When you are being passed from behind or by an oncoming vehicle, keep in the center portion of your lane. If you ride any closer to them, you could be hit by:
- The other vehicle—A slight mistake by you or the passing driver could cause a sideswipe.
- Extended mirrors—Some drivers forget their mirrors hang out further than their fenders.
- Something thrown from windows—Even if the driver knows you’re there, a passenger may not see you and might toss something on you or the road ahead of you.
- Blasts of wind from large vehicles—They can affect your control. You have more room for error if you are in the middle portion when you are hit by this blast than you would have if you were on either side of the lane.
Do not move into the portion of the lane furthest from the passing vehicle. While such a move would open up additional space between you and the passing vehicle, it might invite the other driver to cut back into your lane too early.
Cars at Intersections
If a car can enter your path at an intersection, assume that it will. Approach the intersection slowly, and be ready to give way if the other vehicle starts to move. It’s not a good idea to move away from the driver automatically. If they see you slow down
and move to one side of the lane, they may think you plan to turn—and they might pull out in front of you.
By holding your position in lane while you slow down, you won’t give the driver any wrong ideas about what you plan to do. And, by going slower, you have a better chance of stopping or turning away quickly if the driver does pull out . The slower you ride, the less room you need to stop or swerve safely.
When passing parked cars, stay toward the left of your lane. This lets you avoid problems caused by doors opening, drivers getting out of cars, or people stepping from between cars.
A bigger problem is the car pulling out in front of you. A driver may pull away from the curb without checking for traffic behind. Even if they do look, they may fail to see you. In either event, the driver might cut into your path.
Drivers making U-turns are the most dangerous. By slowing down or changing lanes, you can make room for someone cutting in. But a car making a sudden U-turn may cut you off entirely, blocking the whole roadway and leaving you with no place to go. Since you can’t tell what a driver will do when they start to pull out, your first move should be to get their attention. Sound your horn. Then continue with caution, until either the driver makes their move or you are past the car.
Cars and motorcycles both need a full lane to operate safely. Drivers should not share lanes with motorcycles; motorcyclists should not share lanes with cars. Drivers are most tempted to lane share when:
- In heavy, bumper-to-bumper traffic.
- When they want to pass you.
- When you are preparing to turn at an intersection.
- When you are about to get in an exit lane, or leave a highway. As a motorcycle rider, you can do two things to prevent lane sharing:
(1) You can make sure you don’t try to share lanes. Don’t ride between rows of
stopped or slow-moving cars. Don’t try to squeeze past a stopped car in the same lane. Anything can happen: a hand could come out of a window; a door could open; a car could turn suddenly.
(2) Discourage lane sharing by others. The best way to do this is to keep a center portion position whenever other drivers might be tempted to squeeze by you.

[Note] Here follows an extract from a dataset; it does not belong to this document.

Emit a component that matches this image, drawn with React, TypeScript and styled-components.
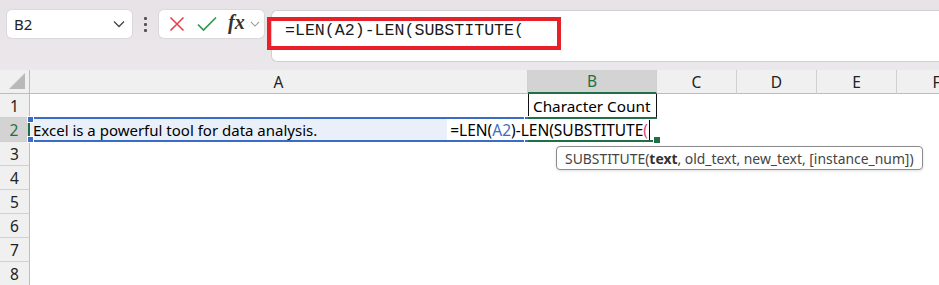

If you move to the far side of your lane in these situations, you invite others to share the lane with you.
Don’t assume that drivers on an entrance ramp can see you on the highway. Give them plenty of room, and change to another lane if it is open. If there is no room for a lane change, adjust your speed accordingly to open up space for the merging driver to pull into.
Do not ride next to cars or trucks in other lanes if you do not have to. A car in the next lane could switch into your lane without warning. Cars in the next lane also block your escape if you come upon danger in your own lane. Speed up or drop back until you find a place that is clear of traffic on both sides.
If someone tailgates you, don’t try to lose them by speeding up. You’ll just end up being tailgated at a higher speed.
The only safe way to handle a tailgater is to get them in front of you. When someone is following too closely, the best thing to do is change lanes and let them pass. If you can’t do this, slow down and open up extra space ahead of you. This will encourage them to pass. If they don’t pass, you will have left yourself and the tailgater more time and space to react in case an emergency does develop.